- EXERCISE OBJECTIVE -
Exactly as written, write out the lines below from the first to the one containing "import React from 'react';", inclusive. Pictures do not belong in the copy.

- DATA -
------

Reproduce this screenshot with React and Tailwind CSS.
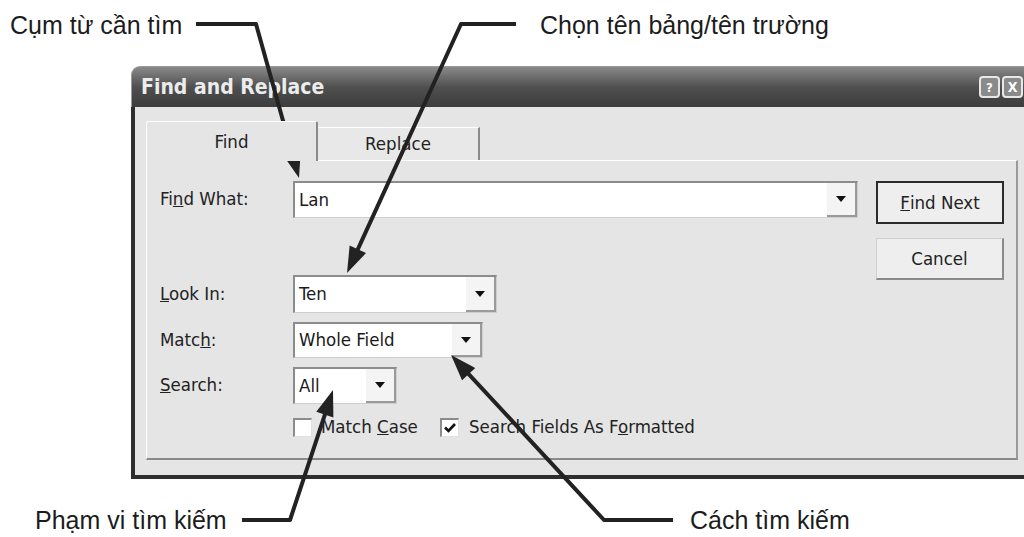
import React from 'react';

const Combo = ({ value, width }) => (
  <div
    className={`${width} h-full flex items-center bg-white border-t-2 border-l-2 border-[#8c8c8c] border-b border-r border-b-[#cfcfcf] border-r-[#cfcfcf]`}
  >
    <span className="flex-1 pl-[4px] text-[18.5px] text-[#1a1a1a] leading-none">{value}</span>
    <div className="w-[30px] h-full flex items-center justify-center bg-[#f4f4f4] border-r-2 border-b-2 border-[#9a9a9a]">
      <div className="w-0 h-0 border-l-[5px] border-r-[5px] border-t-[6px] border-l-transparent border-r-transparent border-t-[#111]" />
    </div>
  </div>
);

const Label = ({ children }) => (
  <div className="w-[133px] text-[18.5px] text-[#222] leading-none">{children}</div>
);

const Check = ({ checked }) => (
  <div className="w-[19px] h-[19px] bg-white border-t-2 border-l-2 border-[#8c8c8c] border-b border-r border-b-[#e0e0e0] border-r-[#e0e0e0] flex items-center justify-center">
    {checked && (
      <svg width="14" height="14" viewBox="0 0 14 14">
        <path d="M2 6.5 L5.5 10 L12 3" fill="none" stroke="#111" strokeWidth="2.6" />
      </svg>
    )}
  </div>
);

const Btn = ({ children, primary }) => (
  <div
    className={`w-[128px] flex items-center justify-center bg-[#eeeeee] text-[18.5px] text-[#222] ${
      primary
        ? 'h-[43px] border-2 border-[#2b2b2b]'
        : 'h-[42px] border border-[#cfcfcf] border-b-2 border-r-2 border-b-[#8a8a8a] border-r-[#8a8a8a]'
    }`}
  >
    {children}
  </div>
);

// leader line with a filled arrow head at the last point
const Leader = ({ points }) => {
  const [tx, ty] = points[points.length - 1];
  const [px, py] = points[points.length - 2];
  const len = Math.hypot(tx - px, ty - py);
  const ux = (tx - px) / len;
  const uy = (ty - py) / len;
  const L = 26;
  const W = 9;
  const bx = tx - ux * L;
  const by = ty - uy * L;
  const head = `${tx},${ty} ${bx - uy * W},${by + ux * W} ${bx + uy * W},${by - ux * W}`;
  const line = [...points.slice(0, -1), [bx + ux * 2, by + uy * 2]].map((p) => p.join(',')).join(' ');
  return (
    <g>
      <polyline points={line} fill="none" stroke="#222" strokeWidth="4" strokeLinejoin="round" />
      <polygon points={head} fill="#222" />
    </g>
  );
};

const App = () => {
  return (
    <div className="relative w-[1024px] h-[537px] overflow-hidden bg-white font-['Liberation_Sans',sans-serif]">
      {/* top captions */}
      <div className="h-[66px] flex items-start pt-[10px] text-[25px] text-[#1c1c1c] leading-[30px]">
        <span className="w-[540px] pl-[10px]">Cụm từ cần tìm</span>
        <span>Chọn tên bảng/tên trường</span>
      </div>

      {/* dialog */}
      <div className="ml-[131px] w-[920px] flex flex-col font-['DejaVu_Sans_Condensed','DejaVu_Sans',sans-serif]">
        <div className="h-[41px] flex items-center justify-between rounded-tl-[9px] bg-gradient-to-b from-[#8a8a8a] via-[#505050] to-[#3c3c3c] border-t border-l border-[#9a9a9a] pl-[9px] pr-[28px]">
          <span className="text-[21px] font-bold text-[#ececec] leading-none">Find and Replace</span>
          <div className="flex gap-[2px]">
            <div className="w-[21px] h-[22px] rounded-[4px] border-2 border-[#e8e8e8] bg-[#8a8a8a] flex items-center justify-center text-[13px] font-bold text-white leading-none">?</div>
            <div className="w-[21px] h-[22px] rounded-[4px] border-2 border-[#e8e8e8] bg-[#8a8a8a] flex items-center justify-center text-[14px] font-bold text-white leading-none">X</div>
          </div>
        </div>

        <div className="bg-[#e5e5e5] border-l-4 border-b-4 border-[#2e2e2e] pl-[11px] pt-[14px] pb-[15px]">
          {/* tabs */}
          <div className="h-[39px] flex items-end">
            <div className="w-[172px] h-[40px] mb-[-1px] flex items-center justify-center bg-[#e5e5e5] border-t border-l border-white border-r-2 border-r-[#8a8a8a] rounded-t-[2px] text-[18.5px] text-[#222] relative z-10">
              Find
            </div>
            <div className="w-[162px] h-[33px] flex items-center justify-center bg-[#e8e8e8] border-t border-white border-r-2 border-r-[#8a8a8a] text-[18.5px] text-[#222]">
              Replace
            </div>
          </div>

          {/* panel */}
          <div className="w-[872px] h-[300px] flex border-t border-l border-white border-r-2 border-b-2 border-r-[#9a9a9a] border-b-[#8a8a8a] pl-[13px] pr-[13px] pt-[20px]">
            <div className="flex-1 flex flex-col">
              <div className="h-[37px] flex items-center">
                <Label>Fi<u>n</u>d What:</Label>
                <Combo value="Lan" width="w-[565px]" />
              </div>
              <div className="h-[38px] mt-[57px] flex items-center">
                <Label><u>L</u>ook In:</Label>
                <Combo value="Ten" width="w-[204px]" />
              </div>
              <div className="h-[36px] mt-[9px] flex items-center">
                <Label>Matc<u>h</u>:</Label>
                <Combo value="Whole Field" width="w-[190px]" />
              </div>
              <div className="h-[37px] mt-[9px] flex items-center">
                <Label><u>S</u>earch:</Label>
                <Combo value="All" width="w-[104px]" />
              </div>
              <div className="h-[22px] mt-[12px] flex items-center pl-[133px] text-[18.5px] text-[#222] leading-none">
                <Check />
                <span className="ml-[9px] w-[119px]">Match <u>C</u>ase</span>
                <Check checked />
                <span className="ml-[10px]">Search Fields As F<u>o</u>rmatted</span>
              </div>
            </div>
            <div className="w-[128px] ml-[18px] flex flex-col gap-[14px]">
              <Btn primary><u>F</u>ind Next</Btn>
              <Btn>Cancel</Btn>
            </div>
          </div>
        </div>
      </div>

      {/* bottom captions */}
      <div className="h-[58px] flex items-start pt-[26px] text-[25px] text-[#1c1c1c] leading-[30px]">
        <span className="w-[690px] pl-[35px]">Phạm vi tìm kiếm</span>
        <span>Cách tìm kiếm</span>
      </div>

      {/* callout leaders */}
      <svg className="absolute inset-0 pointer-events-none" width="1024" height="537" viewBox="0 0 1024 537">
        <Leader points={[[196, 24], [256, 24], [299, 178]]} />
        <Leader points={[[516, 24], [461, 24], [347, 273]]} />
        <Leader points={[[242, 520], [290, 520], [333, 390]]} />
        <Leader points={[[673, 520], [604, 520], [451, 355]]} />
      </svg>
    </div>
  );
};

export default App;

------

- ANSWER TO THIS PROBLEM -
Reproduce this screenshot with React and Tailwind CSS.
import React from 'react';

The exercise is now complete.